GOP Rep. Louie Gohmert of Texas and Democrat Rep. Collin Peterson of Minnesota sponsored bills that passed through committee with bipartisan support.

The SAVES Act, sponsored by Gohmert, removes all species not native to the United States from listing under the ESA.

Peterson’s bill, the Gray Wolf State Management Act of 2017, would delist the gray wolf in the Western Great Lakes region and keep gray wolves in Wyoming under state management, ending years of court interference and litigation by environmental groups.

The other three bills passed by straight party line votes were brought by GOP Reps. Bill Huizenga of Michigan, Dan Newhouse of Washington, and Pete Olson of Texas.

Huizenga’s Endangered Species Litigation Reasonableness Act places a cap on how much a party suing the federal government over the ESA can collect in attorney fees, as well as requiring the litigants win the suit before fees can be collected.

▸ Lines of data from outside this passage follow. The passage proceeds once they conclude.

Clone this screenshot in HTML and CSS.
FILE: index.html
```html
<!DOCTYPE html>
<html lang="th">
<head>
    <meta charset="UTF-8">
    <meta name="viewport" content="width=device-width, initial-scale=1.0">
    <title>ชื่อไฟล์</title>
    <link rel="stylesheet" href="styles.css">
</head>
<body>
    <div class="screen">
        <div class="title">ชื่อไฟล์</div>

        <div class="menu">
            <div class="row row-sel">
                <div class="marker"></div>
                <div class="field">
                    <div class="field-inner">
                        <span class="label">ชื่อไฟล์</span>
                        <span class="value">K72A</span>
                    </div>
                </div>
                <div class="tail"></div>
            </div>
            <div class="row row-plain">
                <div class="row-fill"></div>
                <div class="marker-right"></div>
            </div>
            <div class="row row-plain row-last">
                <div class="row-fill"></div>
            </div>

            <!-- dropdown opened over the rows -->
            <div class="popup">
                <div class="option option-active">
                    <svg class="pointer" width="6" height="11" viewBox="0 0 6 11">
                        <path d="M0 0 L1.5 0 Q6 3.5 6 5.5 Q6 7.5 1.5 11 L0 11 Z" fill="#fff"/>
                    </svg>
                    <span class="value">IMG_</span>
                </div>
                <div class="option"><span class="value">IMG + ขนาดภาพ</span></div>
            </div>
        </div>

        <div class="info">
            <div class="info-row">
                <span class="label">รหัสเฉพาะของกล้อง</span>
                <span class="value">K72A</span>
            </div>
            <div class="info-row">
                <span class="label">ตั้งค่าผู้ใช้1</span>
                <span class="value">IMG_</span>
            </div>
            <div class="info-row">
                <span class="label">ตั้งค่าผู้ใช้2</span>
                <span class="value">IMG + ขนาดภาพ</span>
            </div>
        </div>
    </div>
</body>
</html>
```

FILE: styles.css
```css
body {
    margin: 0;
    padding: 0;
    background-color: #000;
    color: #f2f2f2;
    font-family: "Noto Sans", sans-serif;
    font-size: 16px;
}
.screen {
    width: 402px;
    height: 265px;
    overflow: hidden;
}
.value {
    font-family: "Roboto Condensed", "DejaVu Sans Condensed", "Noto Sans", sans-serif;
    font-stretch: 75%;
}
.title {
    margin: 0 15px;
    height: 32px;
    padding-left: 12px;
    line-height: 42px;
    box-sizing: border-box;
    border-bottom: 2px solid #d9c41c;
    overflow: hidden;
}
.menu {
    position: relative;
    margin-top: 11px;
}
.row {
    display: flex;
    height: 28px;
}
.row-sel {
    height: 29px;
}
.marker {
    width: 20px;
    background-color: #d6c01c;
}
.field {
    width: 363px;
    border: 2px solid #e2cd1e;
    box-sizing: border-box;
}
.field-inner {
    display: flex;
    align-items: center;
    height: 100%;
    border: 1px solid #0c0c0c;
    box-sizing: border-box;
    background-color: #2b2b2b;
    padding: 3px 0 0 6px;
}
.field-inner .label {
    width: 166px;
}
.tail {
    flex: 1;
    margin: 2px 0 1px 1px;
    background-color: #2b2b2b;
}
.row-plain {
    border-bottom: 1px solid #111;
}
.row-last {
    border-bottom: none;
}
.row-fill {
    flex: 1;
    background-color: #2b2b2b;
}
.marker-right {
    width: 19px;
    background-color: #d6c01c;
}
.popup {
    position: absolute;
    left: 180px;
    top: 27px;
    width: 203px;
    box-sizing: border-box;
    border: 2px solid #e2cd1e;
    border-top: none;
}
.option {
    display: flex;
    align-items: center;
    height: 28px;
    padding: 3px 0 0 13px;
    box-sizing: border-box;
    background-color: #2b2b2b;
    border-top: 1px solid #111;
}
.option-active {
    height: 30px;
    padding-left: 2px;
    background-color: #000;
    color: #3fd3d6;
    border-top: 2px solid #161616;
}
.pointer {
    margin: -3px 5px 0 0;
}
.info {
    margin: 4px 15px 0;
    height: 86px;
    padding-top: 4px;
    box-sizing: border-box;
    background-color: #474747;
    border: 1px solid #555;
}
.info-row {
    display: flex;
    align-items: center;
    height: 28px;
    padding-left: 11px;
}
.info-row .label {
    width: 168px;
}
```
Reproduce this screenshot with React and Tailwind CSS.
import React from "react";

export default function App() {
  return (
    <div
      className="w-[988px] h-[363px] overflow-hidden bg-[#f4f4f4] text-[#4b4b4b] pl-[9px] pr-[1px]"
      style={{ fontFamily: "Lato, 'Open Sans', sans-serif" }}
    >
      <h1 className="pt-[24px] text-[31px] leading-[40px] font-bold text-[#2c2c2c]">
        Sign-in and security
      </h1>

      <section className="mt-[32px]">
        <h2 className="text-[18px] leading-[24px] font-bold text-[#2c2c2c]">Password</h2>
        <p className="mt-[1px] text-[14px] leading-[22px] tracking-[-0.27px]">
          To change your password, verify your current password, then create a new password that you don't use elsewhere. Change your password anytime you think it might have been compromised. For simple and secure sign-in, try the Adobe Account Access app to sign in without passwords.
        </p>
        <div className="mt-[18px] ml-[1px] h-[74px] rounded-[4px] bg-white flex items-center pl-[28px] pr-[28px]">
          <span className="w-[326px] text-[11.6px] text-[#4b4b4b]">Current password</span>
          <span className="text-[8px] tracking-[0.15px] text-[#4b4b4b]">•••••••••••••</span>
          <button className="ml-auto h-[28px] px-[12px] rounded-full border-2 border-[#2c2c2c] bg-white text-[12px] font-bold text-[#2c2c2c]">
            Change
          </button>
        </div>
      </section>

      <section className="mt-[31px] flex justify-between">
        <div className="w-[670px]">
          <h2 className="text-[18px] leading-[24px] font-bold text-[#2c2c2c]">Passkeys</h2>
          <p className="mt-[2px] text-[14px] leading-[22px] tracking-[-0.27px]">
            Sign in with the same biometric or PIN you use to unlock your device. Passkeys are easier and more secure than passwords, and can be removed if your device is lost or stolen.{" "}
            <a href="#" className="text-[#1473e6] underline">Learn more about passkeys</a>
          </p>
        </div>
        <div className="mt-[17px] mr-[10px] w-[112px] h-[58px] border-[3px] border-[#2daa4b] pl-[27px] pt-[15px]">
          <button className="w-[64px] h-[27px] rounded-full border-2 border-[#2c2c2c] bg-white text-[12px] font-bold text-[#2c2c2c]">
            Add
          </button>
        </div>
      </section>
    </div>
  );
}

“ESA’s fee-shifting provision places no cap on hourly attorneys’ fees and does not require a litigant to ‘prevail’ in order to recover attorneys’ fees,” the bill says.

Newhouse sponsored the State, Tribal and Local Species Transparency and Recovery Act, which aims at increasing federal cooperation with state and local communities while ensuring that local and state data are considered part of “the best available scientific and commercial data” when reviewing a species.

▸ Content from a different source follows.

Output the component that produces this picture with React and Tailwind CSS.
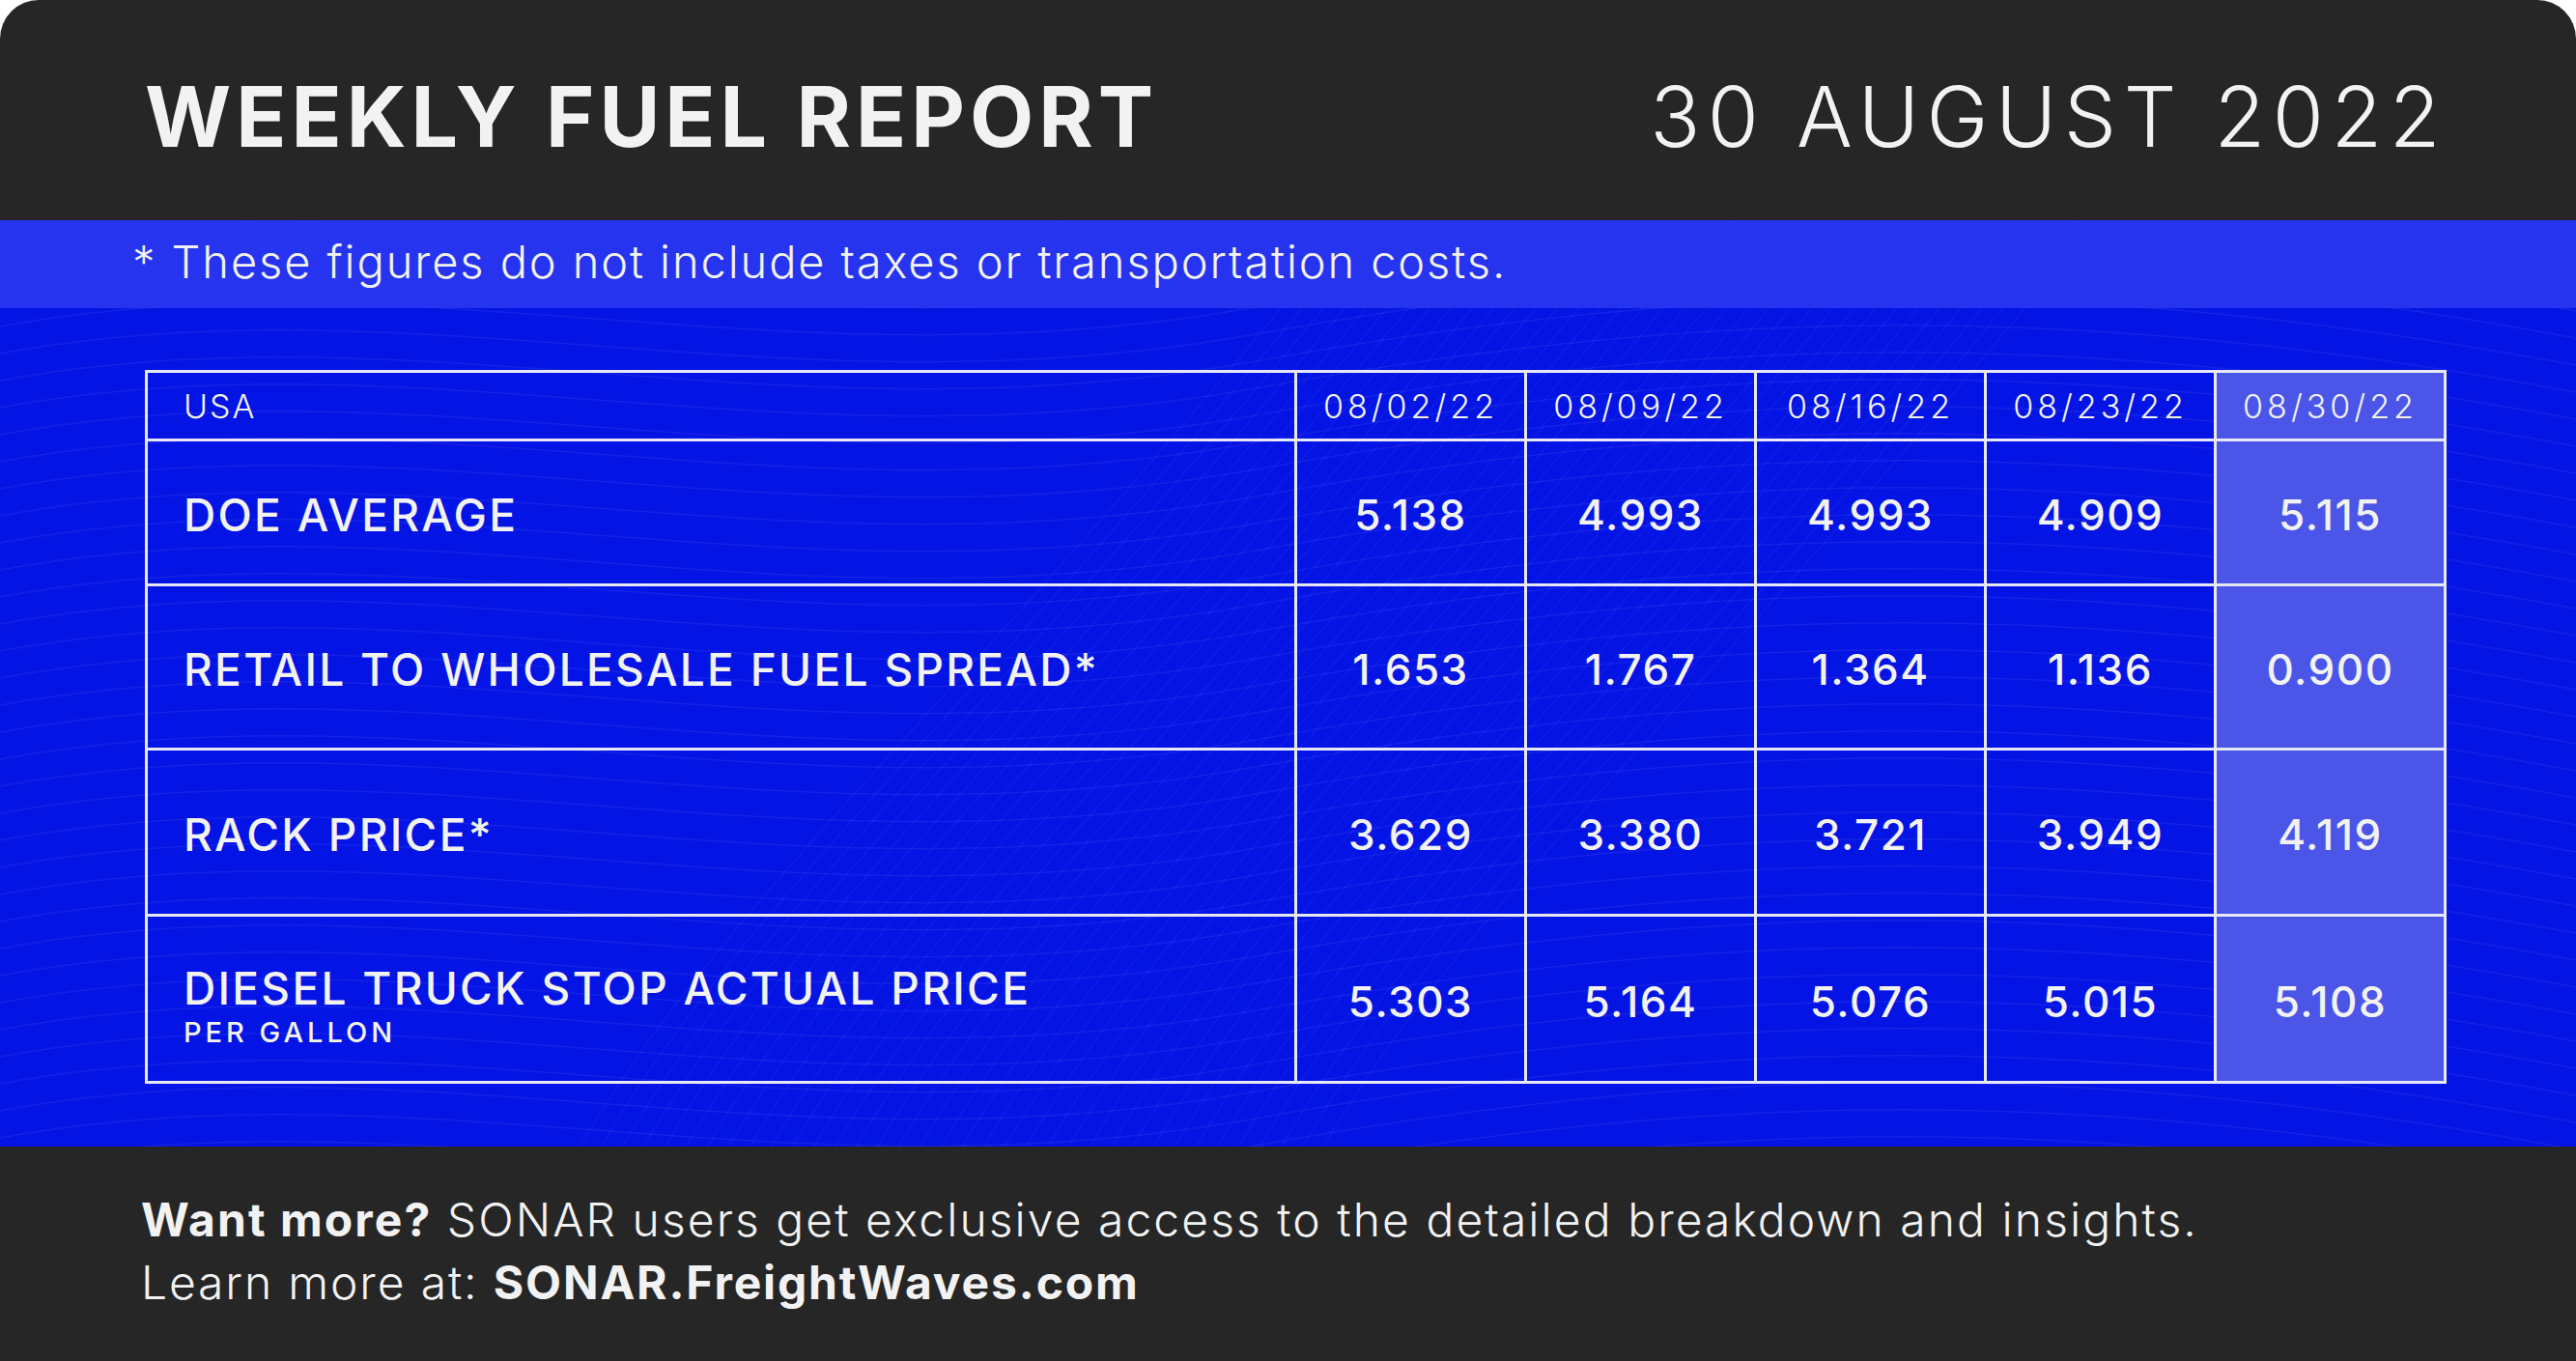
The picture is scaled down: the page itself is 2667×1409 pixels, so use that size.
import React from "react";

const cols = ["08/02/22", "08/09/22", "08/16/22", "08/23/22", "08/30/22"];
const rows = [
  { label: "DOE AVERAGE", vals: ["5.138", "4.993", "4.993", "4.909", "5.115"], h: "h-[150px]" },
  { label: "RETAIL TO WHOLESALE FUEL SPREAD*", vals: ["1.653", "1.767", "1.364", "1.136", "0.900"], h: "h-[170px]" },
  { label: "RACK PRICE*", vals: ["3.629", "3.380", "3.721", "3.949", "4.119"], h: "h-[172px]" },
  { label: "DIESEL TRUCK STOP ACTUAL PRICE", sub: "PER GALLON", vals: ["5.303", "5.164", "5.076", "5.015", "5.108"], h: "h-[173px]" },
];

function Waves() {
  const lines = [];
  for (let i = 0; i < 40; i++) {
    const y = -80 + i * 28;
    lines.push(
      <path
        key={"a" + i}
        d={`M -50 ${y + 60} C 400 ${y - 40}, 800 ${y + 120}, 1300 ${y + 30} S 2200 ${y - 60}, 2750 ${y + 50}`}
        fill="none"
        stroke="#ffffff"
        strokeOpacity="0.065"
        strokeWidth="1.5"
      />
    );
  }
  for (let i = 0; i < 36; i++) {
    const x = 900 + i * 22;
    lines.push(
      <path
        key={"b" + i}
        d={`M ${x - 300} 960 C ${x - 150} 700, ${x + 100} 500, ${x + 500} 0`}
        fill="none"
        stroke="#ffffff"
        strokeOpacity="0.045"
        strokeWidth="1.5"
      />
    );
  }
  return (
    <svg className="absolute inset-0 w-full h-full" viewBox="0 0 2667 959" preserveAspectRatio="none">
      {lines}
    </svg>
  );
}

export default function App() {
  const font = { fontFamily: "Inter, 'Noto Sans', sans-serif" };
  return (
    <div className="w-[2667px] h-[1409px] bg-white" style={font}>
      <div className="w-full h-full rounded-t-[40px] overflow-hidden bg-[#262626] flex flex-col text-[#f2f2f2]">
        <header className="h-[228px] flex items-center justify-between pl-[150px] pr-[140px] pt-[14px]">
          <h1 className="text-[86px] font-bold leading-none tracking-[5px]">WEEKLY FUEL REPORT</h1>
          <div className="text-[86px] font-light leading-none tracking-[7.5px] -mr-[7px]">30 AUGUST 2022</div>
        </header>

        <section className="relative h-[959px] bg-[#0414e4]">
          <Waves />
          <div className="relative">
            <div className="h-[91px] bg-[#2a37ef]/90 flex items-center pl-[137px] pb-[6px]">
              <p className="text-[47px] font-light leading-none tracking-[1.9px]">* These figures do not include taxes or transportation costs.</p>
            </div>
            <div className="pl-[150px] pt-[64px]">
              <table className="border-collapse border-[3px] border-[#e6e8f8] table-fixed w-[2380px]">
                <colgroup>
                  <col className="w-[1190px]" />
                  <col className="w-[238px]" />
                  <col className="w-[238px]" />
                  <col className="w-[238px]" />
                  <col className="w-[238px]" />
                  <col className="w-[238px]" />
                </colgroup>
                <thead>
                  <tr className="h-[71px]">
                    <th className="border-[3px] border-[#e6e8f8] text-left pl-[37px] text-[34px] font-light tracking-[2px]">USA</th>
                    {cols.map((c, i) => (
                      <th
                        key={c}
                        className={
                          "border-[3px] border-[#e6e8f8] text-center text-[34px] font-light tracking-[4px] " +
                          (i === 4 ? "bg-[#4b56e9]" : "")
                        }
                      >
                        {c}
                      </th>
                    ))}
                  </tr>
                </thead>
                <tbody>
                  {rows.map((r) => (
                    <tr key={r.label} className={r.h}>
                      <td className="border-[3px] border-[#e6e8f8] pl-[37px] pt-[5px] align-middle">
                        <div className={"text-[46px] font-medium leading-none tracking-[2.3px] " + (r.sub ? "pt-[10px]" : "")}>{r.label}</div>
                        {r.sub && <div className="text-[29px] font-medium leading-none mt-[8px] tracking-[4px]">{r.sub}</div>}
                      </td>
                      {r.vals.map((v, i) => (
                        <td
                          key={i}
                          className={
                            "border-[3px] border-[#e6e8f8] text-center pt-[5px] text-[44px] font-medium tracking-[1.5px] " +
                            (i === 4 ? "bg-[#4b56e9]" : "")
                          }
                        >
                          {v}
                        </td>
                      ))}
                    </tr>
                  ))}
                </tbody>
              </table>
            </div>
          </div>
        </section>

        <footer className="flex-1 flex flex-col justify-center pl-[146px] pb-[6px] gap-[17px]">
          <p className="text-[48px] font-light leading-none tracking-[2.05px]">
            <span className="font-bold">Want more?</span> SONAR users get exclusive access to the detailed breakdown and insights.
          </p>
          <p className="text-[48px] font-light leading-none tracking-[1.85px]">
            Learn more at: <span className="font-bold">SONAR.FreightWaves.com</span>
          </p>
        </footer>
      </div>
    </div>
  );
}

The Listing Reform Act, sponsored by Olson, reforms ESA listing procedures to consider the economic impacts of listing a species. It also grants federal agencies more flexibility to prioritize listing decisions and delist recovered species. The bill also aims to reduce ESA related litigation by removing a 12 month deadline federal agencies currently have to act on petitions to list species.

“We must protect our endangered species, but we need to do it in a smart way. The Endangered Species Act was enacted to protect truly endangered species, not serve as a political weapon for extreme environmentalists,” Olson said in a statement on bills’ passage through committee. “Protecting endangered species can and should be done in a common sense way.”